**Directions for this task**
Which lines below hold the word "React"? Copy all of them.

**Recorded data**
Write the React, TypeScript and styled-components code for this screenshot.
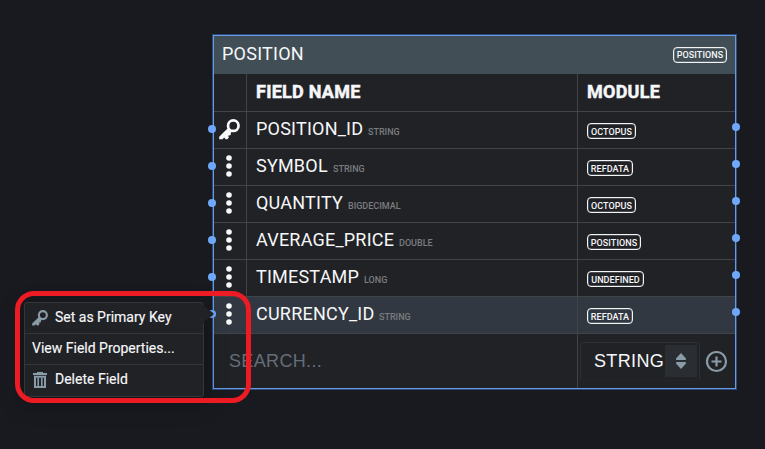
import React from "react";
import styled, { createGlobalStyle } from "styled-components";

const Global = createGlobalStyle`
  * { box-sizing: border-box; }
  body { margin: 0; background: #191a20; color: #f6f7f9; font-family: Roboto, sans-serif; overflow: hidden; }
`;

const Canvas = styled.main`
  position: relative;
  width: 765px;
  height: 449px;
  background: #191a20;
`;

const EntityNode = styled.section`
  position: absolute;
  left: 213px;
  top: 35px;
  width: 523px;
  height: 354px;
  border: 1px solid #659be9;
  box-shadow: 0 0 0 1px #304a73;
  display: flex;
  flex-direction: column;
  background: #212226;
`;

const Title = styled.header`
  height: 38px;
  flex: none;
  display: flex;
  align-items: center;
  justify-content: space-between;
  padding: 0 8px;
  background: #414e56;
  font-size: 18px;
  letter-spacing: 0.24px;
`;

const TitleText = styled.span`
  padding-bottom: 3px;
`;

const Row = styled.div<{ $active?: boolean }>`
  display: grid;
  grid-template-columns: 33px 331px 1fr;
  height: 37px;
  flex: none;
  position: relative;
  border-bottom: 1px solid #434448;
  background: ${(p) => (p.$active ? "#323841" : "transparent")};
`;

const HeadRow = styled(Row)`
  height: 38px;
  font-weight: 700;
  -webkit-text-stroke: 0.5px #f6f7f9;
  letter-spacing: 0.25px;
`;

const Cell = styled.div`
  display: flex;
  align-items: center;
  border-right: 1px solid #434448;
  padding-left: 9px;
  font-size: 18px;
  white-space: pre;
`;

const HeadCell = styled(Cell)`
  padding-bottom: 2px;
  &:last-of-type { border-right: 0; }
`;

const ModuleCell = styled(Cell)`
  border-right: 0;
`;

const IconCell = styled(Cell)`
  padding: 0 1px 1px 0;
  justify-content: center;
`;

const MoreCell = styled(IconCell)`
  padding: 0 2px 2px 0;
`;

const FieldName = styled.span<{ $width: number }>`
  width: ${(p) => p.$width}px;
  padding-bottom: 4px;
  letter-spacing: 0.22px;
`;

const TypeName = styled.span`
  color: #7b7d80;
  font-size: 9px;
  font-weight: 500;
  margin: 4px 0 0 5px;
`;

const Badge = styled.span<{ $width: number }>`
  width: ${(p) => p.$width}px;
  height: 16px;
  border: 1px solid #f3f4f5;
  box-shadow: inset 0 0 0 0.5px rgba(243, 244, 245, 0.4);
  border-radius: 4px;
  display: flex;
  align-items: center;
  justify-content: center;
  font-size: 9px;
  font-weight: 500;
  letter-spacing: 0.05px;
  line-height: 14px;
  padding-top: 1px;
  margin-top: 2px;
`;

const TitleBadge = styled(Badge)`
  margin-top: -1px;
`;

const Port = styled.i<{ $side: "left" | "right" }>`
  position: absolute;
  width: 8px;
  height: 8px;
  border-radius: 50%;
  background: #6fa8fb;
  top: ${(p) => (p.$side === "left" ? 13 : 11)}px;
  ${(p) => (p.$side === "left" ? "left: -6px" : "right: -5px")};
`;

const Footer = styled.footer`
  flex: 1;
  display: grid;
  grid-template-columns: 364px 1fr;
`;

const Search = styled.div`
  display: flex;
  align-items: center;
  border-right: 1px solid #434448;
  padding-left: 15px;
  font: 18px "Liberation Sans", Arial, sans-serif;
  letter-spacing: 0.35px;
  color: #666c78;
`;

const Controls = styled.div`
  display: flex;
  align-items: center;
  padding-left: 2px;
`;

const Select = styled.div`
  width: 120px;
  height: 39px;
  border: 1px solid #2d2f34;
  border-bottom-color: #242529;
  border-radius: 3px;
  display: flex;
  align-items: center;
  padding-left: 13px;
  padding-right: 2px;
  justify-content: space-between;
  font: 18px "Liberation Sans", Arial, sans-serif;
  letter-spacing: 0.35px;
  margin-right: 5px;
`;

const Stepper = styled.span`
  width: 32px;
  height: 32px;
  background: #2a2e33;
  display: flex;
  align-items: center;
  justify-content: center;
`;

const Menu = styled.nav`
  position: absolute;
  left: 24px;
  top: 302px;
  width: 180px;
  height: 95px;
  border: 1px solid #34363a;
  border-radius: 3px;
  background: #212226;
  box-shadow: 0 6px 22px rgba(0, 0, 0, 0.35);
`;

const MenuItem = styled.div`
  height: 31px;
  display: flex;
  align-items: center;
  gap: 7px;
  padding: 0 0 2px 7px;
  font-size: 14px;
  border-bottom: 1px solid #34363a;
  -webkit-text-stroke: 0.15px #f6f7f9;
  svg { margin-top: 2px; }
  &:last-of-type { border-bottom: 0; padding-bottom: 3px; }
`;

const Arrow = styled.svg`
  position: absolute;
  left: 203px;
  top: 301px;
`;

const Highlight = styled.div`
  position: absolute;
  left: 15px;
  top: 291px;
  width: 236px;
  height: 112px;
  border: 5px solid #ed1b24;
  border-radius: 19px;
`;

function KeyIcon({ size, color }: { size: number; color: string }) {
  return (
    <svg width={size} height={size} viewBox="0 0 20 20">
      <circle cx="13.6" cy="6.4" r="5" fill="none" stroke={color} strokeWidth="2.6" />
      <path d="M8.6 8.6 0.2 17v2.4h3.2l1.5-1.7 1.4 1.7h1.6l1.5-1.9-.7-1.6 2.5-.6v-2l1-1.3Z" fill={color} />
    </svg>
  );
}

function MoreIcon() {
  return (
    <svg width="6" height="22" viewBox="0 0 6 22" fill="#f8f9fa">
      <circle cx="3" cy="3" r="2.8" />
      <circle cx="3" cy="11" r="2.8" />
      <circle cx="3" cy="19" r="2.8" />
    </svg>
  );
}

function TrashIcon() {
  return (
    <svg width="16" height="16" viewBox="0 0 16 16" fill="none" stroke="#8a9ba8">
      <path d="M1 2h14M5 1h6" strokeWidth="2" />
      <path d="M3 4v11h10V4M2 4.8h12" strokeWidth="2" />
      <path d="M6.2 6v8M9.8 6v8" strokeWidth="1.6" />
    </svg>
  );
}

const fields = [
  { name: "POSITION_ID", width: 107, type: "STRING", module: "OCTOPUS", badge: 49, primary: true },
  { name: "SYMBOL", width: 72, type: "STRING", module: "REFDATA", badge: 46 },
  { name: "QUANTITY", width: 87, type: "BIGDECIMAL", module: "OCTOPUS", badge: 49 },
  { name: "AVERAGE_PRICE", width: 138, type: "DOUBLE", module: "POSITIONS", badge: 54 },
  { name: "TIMESTAMP", width: 103, type: "LONG", module: "UNDEFINED", badge: 57 },
  { name: "CURRENCY_ID", width: 118, type: "STRING", module: "REFDATA", badge: 46, active: true },
];

export default function App() {
  return (
    <Canvas>
      <Global />
      <EntityNode>
        <Title>
          <TitleText>POSITION</TitleText>
          <TitleBadge $width={54}>POSITIONS</TitleBadge>
        </Title>
        <HeadRow>
          <IconCell />
          <HeadCell>FIELD NAME</HeadCell>
          <HeadCell>MODULE</HeadCell>
        </HeadRow>
        {fields.map((f) => (
          <Row key={f.name} $active={f.active}>
            {f.primary ? (
              <IconCell><KeyIcon size={21} color="#f8f9fa" /></IconCell>
            ) : (
              <MoreCell><MoreIcon /></MoreCell>
            )}
            <Cell>
              <FieldName $width={f.width}>{f.name}</FieldName>
              <TypeName>{f.type}</TypeName>
            </Cell>
            <ModuleCell>
              <Badge $width={f.badge}>{f.module}</Badge>
            </ModuleCell>
            <Port $side="left" />
            <Port $side="right" />
          </Row>
        ))}
        <Footer>
          <Search>SEARCH...</Search>
          <Controls>
            <Select>
              STRING
              <Stepper>
                <svg width="12" height="16" viewBox="0 0 12 16" fill="#8a9ba8">
                  <path d="M6 0 11 5.5Q11.5 7 10 7H2Q.5 7 1 5.5ZM6 16 1 10.5Q.5 9 2 9h8q1.5 0 1 1.5Z" />
                </svg>
              </Stepper>
            </Select>
            <svg width="23" height="23" viewBox="0 0 23 23" fill="none" stroke="#8a9ba8" strokeWidth="2.2">
              <circle cx="11.5" cy="11.5" r="9.5" />
              <path d="M6.5 11.5h10M11.5 6.5v10" />
            </svg>
          </Controls>
        </Footer>
      </EntityNode>
      <Menu>
        <MenuItem><KeyIcon size={16} color="#8a9ba8" />Set as Primary Key</MenuItem>
        <MenuItem>View Field Properties...</MenuItem>
        <MenuItem><TrashIcon />Delete Field</MenuItem>
      </Menu>
      <Arrow width="12" height="26" viewBox="0 0 12 26">
        <path d="M0 2C1 6 3 7 9 11Q12 13 9 15C3 19 1 20 0 24Z" fill="#212226" />
      </Arrow>
      <Highlight />
    </Canvas>
  );
}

**Solved problem**
Write the React, TypeScript and styled-components code for this screenshot.
import React from "react";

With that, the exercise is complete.